Death by Pastrami

Written by Leonard S. Bernstein
Review by Phyllis T. Smith

This book contains seventeen stories, some of which evoke the garment district of New York City in the early years of the 20th century. Others are set further back in time, in Eastern Europe, and still others in present-day New York, where people lament the fate of the American garment industry, which barely lingers on in small Seventh Avenue workshops. Through the stories we see the sweep of the American immigrant experience. For a New Yorker like myself, the stories bring familiar locales to life and flesh out familiar history in a delightful way. But I would recommend the book, with its whimsical humor, to anyone.

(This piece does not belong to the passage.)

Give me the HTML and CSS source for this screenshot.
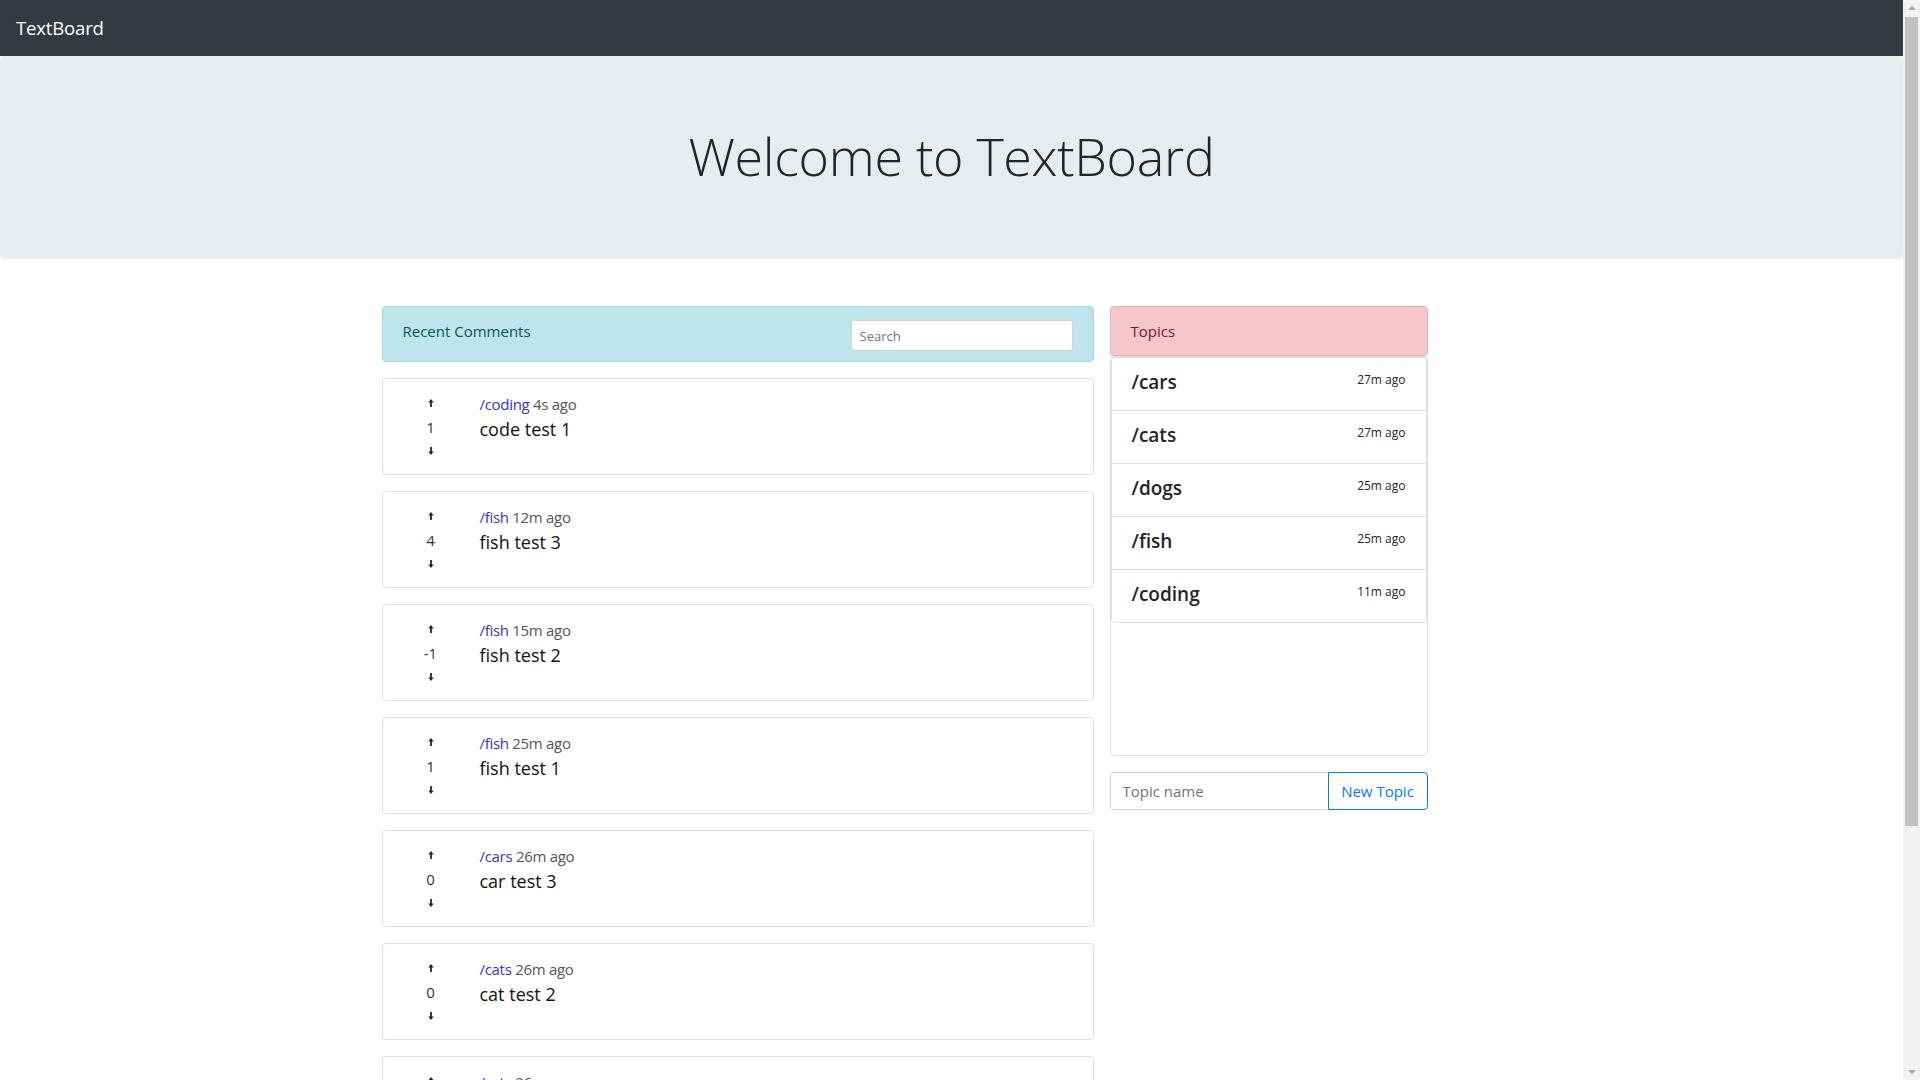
FILE: index.html
```html
<!DOCTYPE html>
<html lang="en">
<head>
<meta charset="utf-8">
<title>TextBoard</title>
<link rel="stylesheet" href="styles.css">
</head>
<body>
<nav class="navbar"><a class="brand" href="#">TextBoard</a></nav>
<header class="jumbotron"><h1 class="display">Welcome to TextBoard</h1></header>
<main class="container">
  <section class="col-comments">
    <div class="comments-header">
      <span class="header-title">Recent Comments</span>
      <input class="search" type="text" placeholder="Search">
    </div>

    <div class="comment">
      <div class="vote">
        <svg class="arrow up" viewBox="0 0 6 9"><path d="M3 0 L6 4 H4 V9 H2 V4 H0 Z"/></svg>
        <span class="score">1</span>
        <svg class="arrow down" viewBox="0 0 6 9"><path d="M3 9 L6 5 H4 V0 H2 V5 H0 Z"/></svg>
      </div>
      <div class="comment-body">
        <div class="meta"><a href="#" class="topic-link">/coding</a> <span class="time">4s ago</span></div>
        <div class="text">code test 1</div>
      </div>
    </div>

    <div class="comment">
      <div class="vote">
        <svg class="arrow up" viewBox="0 0 6 9"><path d="M3 0 L6 4 H4 V9 H2 V4 H0 Z"/></svg>
        <span class="score">4</span>
        <svg class="arrow down" viewBox="0 0 6 9"><path d="M3 9 L6 5 H4 V0 H2 V5 H0 Z"/></svg>
      </div>
      <div class="comment-body">
        <div class="meta"><a href="#" class="topic-link">/fish</a> <span class="time">12m ago</span></div>
        <div class="text">fish test 3</div>
      </div>
    </div>

    <div class="comment">
      <div class="vote">
        <svg class="arrow up" viewBox="0 0 6 9"><path d="M3 0 L6 4 H4 V9 H2 V4 H0 Z"/></svg>
        <span class="score">-1</span>
        <svg class="arrow down" viewBox="0 0 6 9"><path d="M3 9 L6 5 H4 V0 H2 V5 H0 Z"/></svg>
      </div>
      <div class="comment-body">
        <div class="meta"><a href="#" class="topic-link">/fish</a> <span class="time">15m ago</span></div>
        <div class="text">fish test 2</div>
      </div>
    </div>

    <div class="comment">
      <div class="vote">
        <svg class="arrow up" viewBox="0 0 6 9"><path d="M3 0 L6 4 H4 V9 H2 V4 H0 Z"/></svg>
        <span class="score">1</span>
        <svg class="arrow down" viewBox="0 0 6 9"><path d="M3 9 L6 5 H4 V0 H2 V5 H0 Z"/></svg>
      </div>
      <div class="comment-body">
        <div class="meta"><a href="#" class="topic-link">/fish</a> <span class="time">25m ago</span></div>
        <div class="text">fish test 1</div>
      </div>
    </div>

    <div class="comment">
      <div class="vote">
        <svg class="arrow up" viewBox="0 0 6 9"><path d="M3 0 L6 4 H4 V9 H2 V4 H0 Z"/></svg>
        <span class="score">0</span>
        <svg class="arrow down" viewBox="0 0 6 9"><path d="M3 9 L6 5 H4 V0 H2 V5 H0 Z"/></svg>
      </div>
      <div class="comment-body">
        <div class="meta"><a href="#" class="topic-link">/cars</a> <span class="time">26m ago</span></div>
        <div class="text">car test 3</div>
      </div>
    </div>

    <div class="comment">
      <div class="vote">
        <svg class="arrow up" viewBox="0 0 6 9"><path d="M3 0 L6 4 H4 V9 H2 V4 H0 Z"/></svg>
        <span class="score">0</span>
        <svg class="arrow down" viewBox="0 0 6 9"><path d="M3 9 L6 5 H4 V0 H2 V5 H0 Z"/></svg>
      </div>
      <div class="comment-body">
        <div class="meta"><a href="#" class="topic-link">/cats</a> <span class="time">26m ago</span></div>
        <div class="text">cat test 2</div>
      </div>
    </div>

    <div class="comment">
      <div class="vote">
        <svg class="arrow up" viewBox="0 0 6 9"><path d="M3 0 L6 4 H4 V9 H2 V4 H0 Z"/></svg>
        <span class="score">0</span>
        <svg class="arrow down" viewBox="0 0 6 9"><path d="M3 9 L6 5 H4 V0 H2 V5 H0 Z"/></svg>
      </div>
      <div class="comment-body">
        <div class="meta"><a href="#" class="topic-link">/cats</a> <span class="time">26m ago</span></div>
        <div class="text">cat test 1</div>
      </div>
    </div>

    <div class="comment">
      <div class="vote">
        <svg class="arrow up" viewBox="0 0 6 9"><path d="M3 0 L6 4 H4 V9 H2 V4 H0 Z"/></svg>
        <span class="score">0</span>
        <svg class="arrow down" viewBox="0 0 6 9"><path d="M3 9 L6 5 H4 V0 H2 V5 H0 Z"/></svg>
      </div>
      <div class="comment-body">
        <div class="meta"><a href="#" class="topic-link">/cars</a> <span class="time">27m ago</span></div>
        <div class="text">car test 2</div>
      </div>
    </div>

    <div class="comment">
      <div class="vote">
        <svg class="arrow up" viewBox="0 0 6 9"><path d="M3 0 L6 4 H4 V9 H2 V4 H0 Z"/></svg>
        <span class="score">0</span>
        <svg class="arrow down" viewBox="0 0 6 9"><path d="M3 9 L6 5 H4 V0 H2 V5 H0 Z"/></svg>
      </div>
      <div class="comment-body">
        <div class="meta"><a href="#" class="topic-link">/cars</a> <span class="time">27m ago</span></div>
        <div class="text">car test 1</div>
      </div>
    </div>
  </section>

  <aside class="col-topics">
    <div class="topics-header">Topics</div>
    <div class="topics-box">
      <ul class="list-group">
        <li class="list-item"><h5 class="topic-name">/cars</h5><small class="topic-time">27m ago</small></li>
        <li class="list-item"><h5 class="topic-name">/cats</h5><small class="topic-time">27m ago</small></li>
        <li class="list-item"><h5 class="topic-name">/dogs</h5><small class="topic-time">25m ago</small></li>
        <li class="list-item"><h5 class="topic-name">/fish</h5><small class="topic-time">25m ago</small></li>
        <li class="list-item"><h5 class="topic-name">/coding</h5><small class="topic-time">11m ago</small></li>
      </ul>
    </div>
    <div class="input-group">
      <input class="topic-input" type="text" placeholder="Topic name">
      <button class="btn-new" type="button">New Topic</button>
    </div>
  </aside>
</main>
<div class="scrollbar" aria-hidden="true">
  <span class="sb-arrow sb-up"></span>
  <span class="sb-thumb"></span>
  <span class="sb-arrow sb-down"></span>
</div>
</body>
</html>
```

FILE: styles.css
```css
body {
  margin: 0 17px 0 0;
  font-family: "Open Sans", "Noto Sans", sans-serif;
  font-size: 16px;
  line-height: 1.5;
  color: #212529;
  background: #fff;
}
.scrollbar {
  position: fixed;
  top: 0;
  right: 0;
  width: 17px;
  height: 100vh;
  background: #f1f1f1;
  display: flex;
  flex-direction: column;
  align-items: center;
}
.sb-arrow {
  display: block;
  width: 0;
  height: 0;
  border-left: 4px solid transparent;
  border-right: 4px solid transparent;
}
.sb-up {
  margin: 6px 0 6px;
  border-bottom: 4px solid #a3a3a3;
}
.sb-thumb {
  display: block;
  width: 13px;
  height: 809px;
  margin-top: 1px;
  background: #c1c1c1;
}
.sb-down {
  margin-top: auto;
  margin-bottom: 6px;
  border-top: 4px solid #a3a3a3;
}
.navbar {
  background: #343a40;
  padding: 8px 16px;
  display: flex;
  align-items: center;
}
.brand {
  color: #fff;
  text-decoration: none;
  font-size: 18.6px;
  line-height: 30px;
  padding: 5px 0;
  letter-spacing: -0.2px;
}
.jumbotron {
  background: #e9ecef;
  padding: 64px 32px;
  border-radius: 5px;
  text-align: center;
}
.display {
  margin: 2px 0 6px;
  font-size: 52px;
  font-weight: 300;
  line-height: 67px;
  color: #212529;
  letter-spacing: -0.3px;
}
.container {
  width: 1140px;
  margin: 47px auto 16px;
  display: flex;
  align-items: flex-start;
  gap: 16px;
}
.col-comments {
  width: 712px;
}
.col-topics {
  width: 318px;
}
.comments-header {
  display: flex;
  justify-content: space-between;
  align-items: flex-start;
  padding: 12px 20px 10px;
  background: #bee5eb;
  border: 1px solid #a5d7df;
  border-radius: 4px;
  color: #0c5460;
}
.header-title {
  font-size: 15px;
  line-height: 24px;
}
.search {
  width: 222px;
  height: 31px;
  margin-top: 1px;
  box-sizing: border-box;
  padding: 4px 8px;
  font-family: inherit;
  font-size: 13px;
  border: 1px solid #ced4da;
  border-radius: 3px;
  background: #fff;
  color: #495057;
}
.search::placeholder {
  color: #6c757d;
}
.comment {
  margin-top: 16px;
  border: 1px solid #dfdfdf;
  border-radius: 4px;
  padding: 16px;
  display: flex;
}
.vote {
  width: 64px;
  margin-right: 17px;
  display: flex;
  flex-direction: column;
  align-items: center;
}
.arrow {
  display: block;
  width: 6px;
  height: 8px;
  fill: #212529;
}
.arrow.up {
  margin: 4px 0 10px;
}
.arrow.down {
  margin: 9px 0 3px;
}
.score {
  color: #333;
  font-size: 15px;
  line-height: 21px;
}
.comment-body {
  flex: 1;
}
.meta {
  font-size: 15px;
  line-height: 19px;
  letter-spacing: -0.3px;
}
.topic-link {
  color: #3535c8;
  text-decoration: none;
}
.time {
  color: #555;
}
.text {
  font-size: 18px;
  line-height: 30px;
  color: #111;
}
.topics-header {
  padding: 12px 20px;
  background: #f5c6cb;
  border: 1px solid #eaaab2;
  border-radius: 4px;
  color: #721c24;
  font-size: 15px;
  line-height: 24px;
}
.topics-box {
  height: 400px;
  box-sizing: border-box;
  border: 1px solid #dfdfdf;
  border-radius: 4px;
  overflow-y: auto;
}
.list-group {
  list-style: none;
  margin: 0;
  padding: 0;
}
.list-item {
  display: flex;
  justify-content: space-between;
  align-items: flex-start;
  padding: 12px 20px;
  border: 1px solid #dfdfdf;
  margin-bottom: -1px;
}
.list-item:first-child {
  border-top-left-radius: 4px;
  border-top-right-radius: 4px;
}
.list-item:last-child {
  margin-bottom: 0;
  border-bottom-left-radius: 4px;
  border-bottom-right-radius: 4px;
}
.topic-name {
  margin: 0 0 4px;
  font-size: 19px;
  font-weight: 600;
  line-height: 24px;
  color: #212529;
}
.topic-time {
  font-size: 12px;
  line-height: 19px;
  color: #212529;
}
.input-group {
  margin-top: 16px;
  display: flex;
}
.topic-input {
  flex: 1;
  min-width: 0;
  height: 38px;
  box-sizing: border-box;
  padding: 6px 12px;
  font-family: inherit;
  font-size: 15px;
  border: 1px solid #ced4da;
  border-radius: 4px 0 0 4px;
  color: #495057;
}
.topic-input::placeholder {
  color: #6c757d;
}
.btn-new {
  width: 100px;
  height: 38px;
  box-sizing: border-box;
  padding: 6px 8px;
  font-family: inherit;
  font-size: 15px;
  color: #007bff;
  background: #fff;
  border: 1px solid #007bff;
  border-radius: 0 4px 4px 0;
  margin-left: -1px;
  white-space: nowrap;
}
```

The characters are quirky but likable. Back in the old country, a father does just the wrong thing to arrange a marriage for his ugly daughter and a young man he rescues from the life of a beggar. In America, a boss in a garment shop loves a young woman worker for the fierce pride that complicates their relationship. A salesman steals pens—for reasons that make sense only to him. An engineer decides it is more efficient to dress exactly the same way every day of his life; who could know how it would impact his human relationships? Life is full of unanticipated consequences and unexpected turns in the road. Nothing happens the way we expect it to.

The writing has an engaging naturalness. The author has had a long career in the garment industry, which enriches many of these tales. He also has the literary craft to pleasurably immerse us in several different, fully realized small worlds. I enjoyed this book immensely.